### PROVIDED RECORDS
<<<<
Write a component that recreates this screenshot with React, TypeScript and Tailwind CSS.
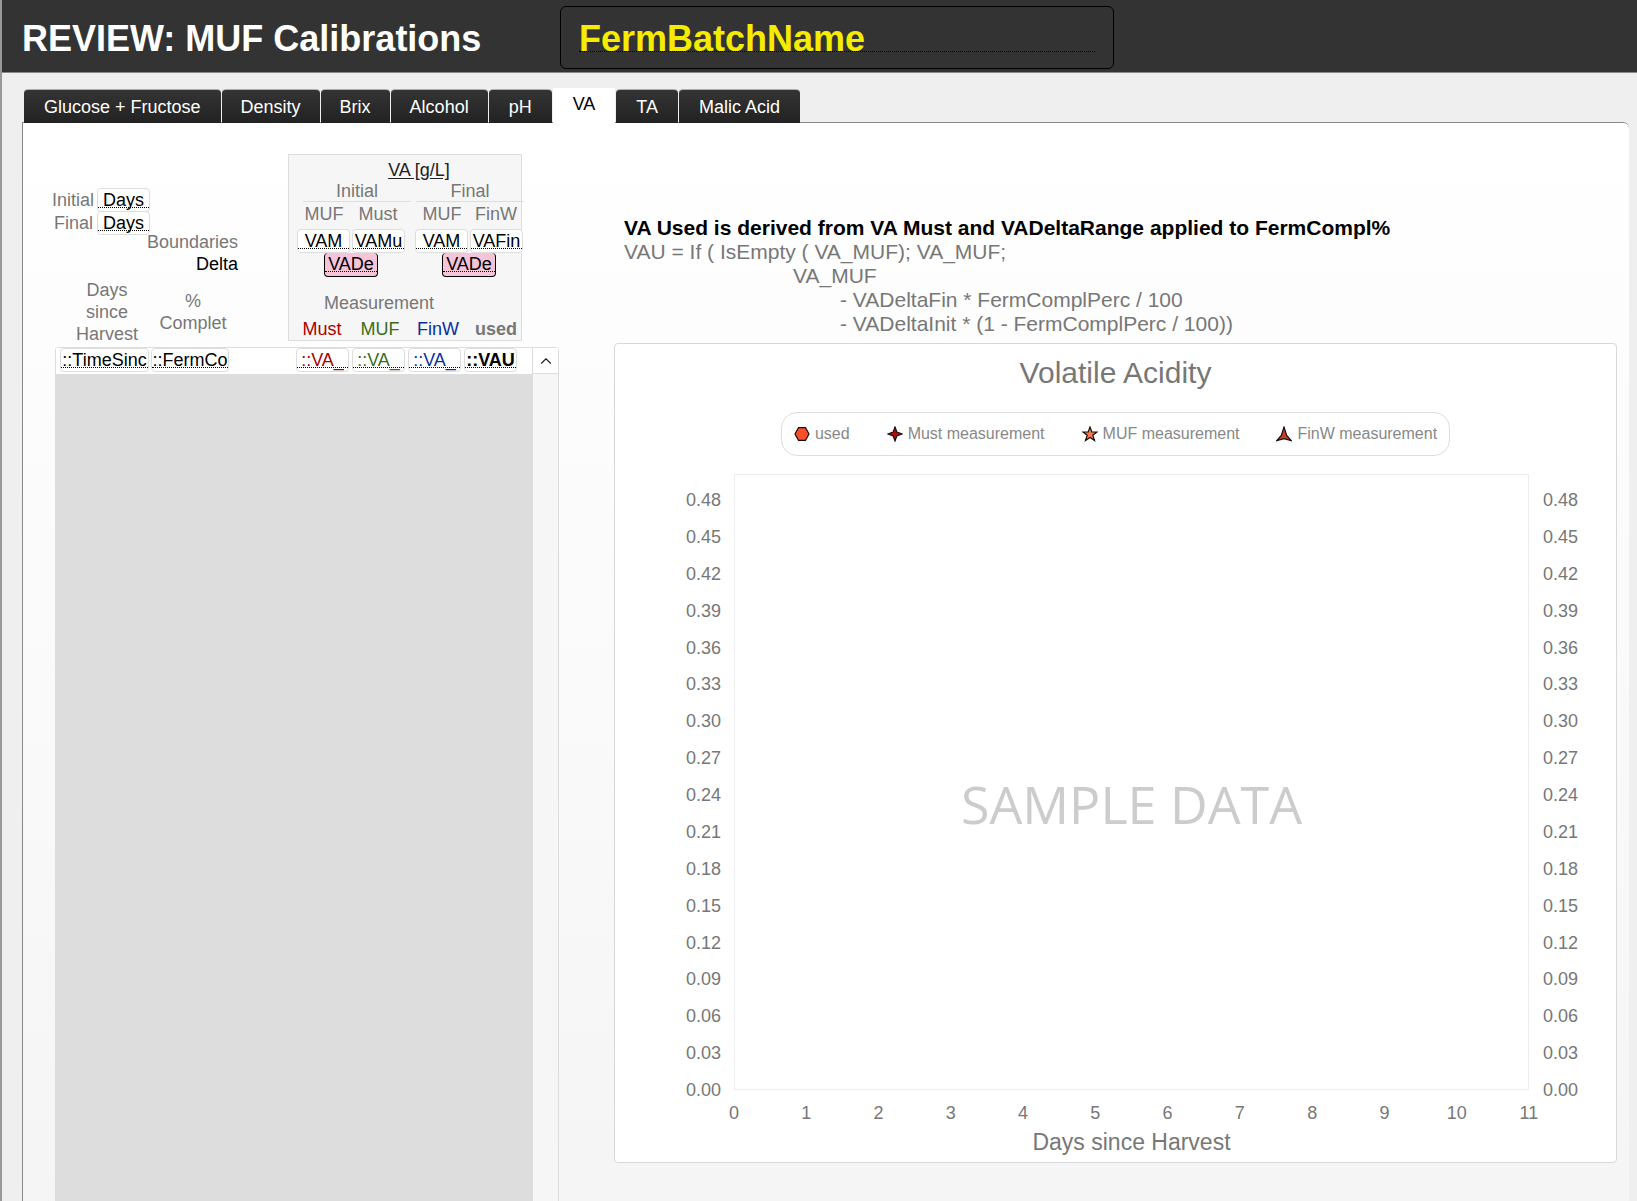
>>>>
<<<<
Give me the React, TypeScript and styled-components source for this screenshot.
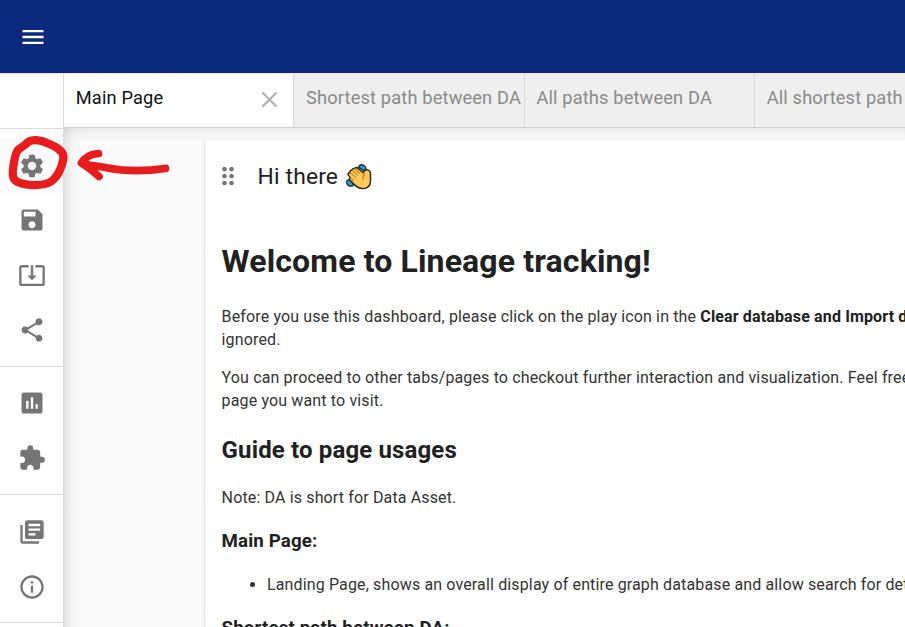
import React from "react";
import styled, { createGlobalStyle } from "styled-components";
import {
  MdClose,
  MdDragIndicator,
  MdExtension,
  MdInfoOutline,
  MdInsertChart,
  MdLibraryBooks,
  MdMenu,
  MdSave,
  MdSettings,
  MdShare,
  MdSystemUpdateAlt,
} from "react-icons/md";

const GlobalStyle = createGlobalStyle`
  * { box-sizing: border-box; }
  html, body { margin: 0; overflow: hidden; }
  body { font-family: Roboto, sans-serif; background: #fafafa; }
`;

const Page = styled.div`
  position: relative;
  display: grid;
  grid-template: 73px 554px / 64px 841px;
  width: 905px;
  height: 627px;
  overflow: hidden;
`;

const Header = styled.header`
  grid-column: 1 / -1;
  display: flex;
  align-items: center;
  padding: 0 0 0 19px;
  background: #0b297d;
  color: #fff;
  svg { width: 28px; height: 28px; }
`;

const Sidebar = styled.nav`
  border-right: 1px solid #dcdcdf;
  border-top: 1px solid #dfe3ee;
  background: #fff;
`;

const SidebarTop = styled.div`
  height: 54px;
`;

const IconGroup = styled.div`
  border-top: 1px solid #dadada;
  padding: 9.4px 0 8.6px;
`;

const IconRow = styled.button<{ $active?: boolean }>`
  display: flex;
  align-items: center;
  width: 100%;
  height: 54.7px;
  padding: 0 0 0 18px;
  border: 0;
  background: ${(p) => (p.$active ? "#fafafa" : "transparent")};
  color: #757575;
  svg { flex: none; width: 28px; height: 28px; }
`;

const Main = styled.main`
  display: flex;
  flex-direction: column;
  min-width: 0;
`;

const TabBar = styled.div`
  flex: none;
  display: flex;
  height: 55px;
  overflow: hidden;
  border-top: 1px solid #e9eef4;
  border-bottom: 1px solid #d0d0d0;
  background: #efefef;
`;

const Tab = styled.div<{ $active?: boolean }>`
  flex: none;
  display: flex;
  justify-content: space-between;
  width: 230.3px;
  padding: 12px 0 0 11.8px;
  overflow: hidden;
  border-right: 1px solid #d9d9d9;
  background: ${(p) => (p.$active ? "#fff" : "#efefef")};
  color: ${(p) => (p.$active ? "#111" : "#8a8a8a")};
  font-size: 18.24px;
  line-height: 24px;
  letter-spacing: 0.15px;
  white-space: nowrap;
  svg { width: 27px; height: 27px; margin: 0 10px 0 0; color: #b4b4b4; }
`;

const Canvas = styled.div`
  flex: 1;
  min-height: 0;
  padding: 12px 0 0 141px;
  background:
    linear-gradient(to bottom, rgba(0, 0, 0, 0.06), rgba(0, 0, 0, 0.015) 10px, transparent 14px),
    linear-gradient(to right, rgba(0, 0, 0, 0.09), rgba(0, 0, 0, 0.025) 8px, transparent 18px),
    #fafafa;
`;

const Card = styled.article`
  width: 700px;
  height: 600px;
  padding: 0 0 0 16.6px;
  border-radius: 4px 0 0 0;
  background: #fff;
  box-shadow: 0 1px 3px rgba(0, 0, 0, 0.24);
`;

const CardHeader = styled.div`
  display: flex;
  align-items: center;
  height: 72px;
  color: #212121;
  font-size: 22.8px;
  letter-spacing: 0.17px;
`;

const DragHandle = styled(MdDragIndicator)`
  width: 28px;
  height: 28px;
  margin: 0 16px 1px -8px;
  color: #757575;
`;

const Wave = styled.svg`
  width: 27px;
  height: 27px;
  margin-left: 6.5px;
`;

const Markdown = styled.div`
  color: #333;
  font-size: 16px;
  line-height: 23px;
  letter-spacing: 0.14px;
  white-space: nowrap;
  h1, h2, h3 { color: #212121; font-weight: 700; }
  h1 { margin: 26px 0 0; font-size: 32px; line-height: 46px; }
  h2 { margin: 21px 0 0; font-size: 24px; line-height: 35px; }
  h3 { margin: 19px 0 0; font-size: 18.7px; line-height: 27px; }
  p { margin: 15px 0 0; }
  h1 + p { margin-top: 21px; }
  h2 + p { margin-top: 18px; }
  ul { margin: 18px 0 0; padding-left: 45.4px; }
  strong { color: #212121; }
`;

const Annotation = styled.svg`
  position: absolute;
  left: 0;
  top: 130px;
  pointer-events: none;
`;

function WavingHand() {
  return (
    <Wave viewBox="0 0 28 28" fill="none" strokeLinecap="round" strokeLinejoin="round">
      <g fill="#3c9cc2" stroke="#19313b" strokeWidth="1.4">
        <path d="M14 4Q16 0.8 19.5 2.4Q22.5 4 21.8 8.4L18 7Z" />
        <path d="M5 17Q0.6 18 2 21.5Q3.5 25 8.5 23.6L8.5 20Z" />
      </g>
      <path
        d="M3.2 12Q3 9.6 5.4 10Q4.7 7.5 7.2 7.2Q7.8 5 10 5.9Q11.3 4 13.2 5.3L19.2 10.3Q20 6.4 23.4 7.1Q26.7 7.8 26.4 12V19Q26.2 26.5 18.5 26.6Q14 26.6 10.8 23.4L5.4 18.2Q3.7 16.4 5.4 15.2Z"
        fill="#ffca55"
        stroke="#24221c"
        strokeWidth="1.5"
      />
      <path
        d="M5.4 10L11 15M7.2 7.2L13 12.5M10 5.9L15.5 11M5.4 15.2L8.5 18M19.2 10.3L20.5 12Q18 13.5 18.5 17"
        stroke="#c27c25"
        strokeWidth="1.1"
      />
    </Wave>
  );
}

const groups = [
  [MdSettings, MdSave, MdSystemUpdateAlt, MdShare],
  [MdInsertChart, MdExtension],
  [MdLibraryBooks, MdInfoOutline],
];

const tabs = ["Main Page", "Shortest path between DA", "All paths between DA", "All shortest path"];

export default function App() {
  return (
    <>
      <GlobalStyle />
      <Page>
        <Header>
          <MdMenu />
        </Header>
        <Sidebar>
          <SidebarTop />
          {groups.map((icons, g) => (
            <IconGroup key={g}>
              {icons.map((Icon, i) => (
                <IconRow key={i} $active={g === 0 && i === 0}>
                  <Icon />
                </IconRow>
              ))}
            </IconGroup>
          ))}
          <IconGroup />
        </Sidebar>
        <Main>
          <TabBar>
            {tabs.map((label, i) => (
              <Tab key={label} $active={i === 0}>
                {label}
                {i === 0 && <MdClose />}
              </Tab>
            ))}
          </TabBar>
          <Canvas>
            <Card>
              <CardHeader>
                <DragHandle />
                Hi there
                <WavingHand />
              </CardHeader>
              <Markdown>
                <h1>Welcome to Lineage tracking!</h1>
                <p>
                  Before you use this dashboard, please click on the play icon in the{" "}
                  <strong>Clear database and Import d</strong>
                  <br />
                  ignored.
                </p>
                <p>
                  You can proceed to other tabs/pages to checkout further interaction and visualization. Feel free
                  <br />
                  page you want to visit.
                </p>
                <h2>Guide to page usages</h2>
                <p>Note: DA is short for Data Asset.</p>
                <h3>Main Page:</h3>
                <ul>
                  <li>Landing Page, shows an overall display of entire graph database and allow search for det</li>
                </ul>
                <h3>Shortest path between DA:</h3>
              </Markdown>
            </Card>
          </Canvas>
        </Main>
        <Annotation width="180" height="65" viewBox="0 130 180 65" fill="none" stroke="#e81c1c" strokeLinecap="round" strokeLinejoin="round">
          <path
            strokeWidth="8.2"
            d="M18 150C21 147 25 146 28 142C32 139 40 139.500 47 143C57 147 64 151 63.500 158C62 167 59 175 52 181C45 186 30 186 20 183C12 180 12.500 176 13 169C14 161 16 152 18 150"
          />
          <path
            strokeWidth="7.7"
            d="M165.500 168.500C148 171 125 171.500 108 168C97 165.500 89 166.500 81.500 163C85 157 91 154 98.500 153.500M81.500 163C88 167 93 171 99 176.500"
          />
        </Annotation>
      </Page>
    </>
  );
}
>>>>
### DIRECTIONS
Gather all lines from the records above in which "this" appears.

### FULL OUTPUT
Write a component that recreates this screenshot with React, TypeScript and Tailwind CSS.
Give me the React, TypeScript and styled-components source for this screenshot.
                  Before you use this dashboard, please click on the play icon in the{" "}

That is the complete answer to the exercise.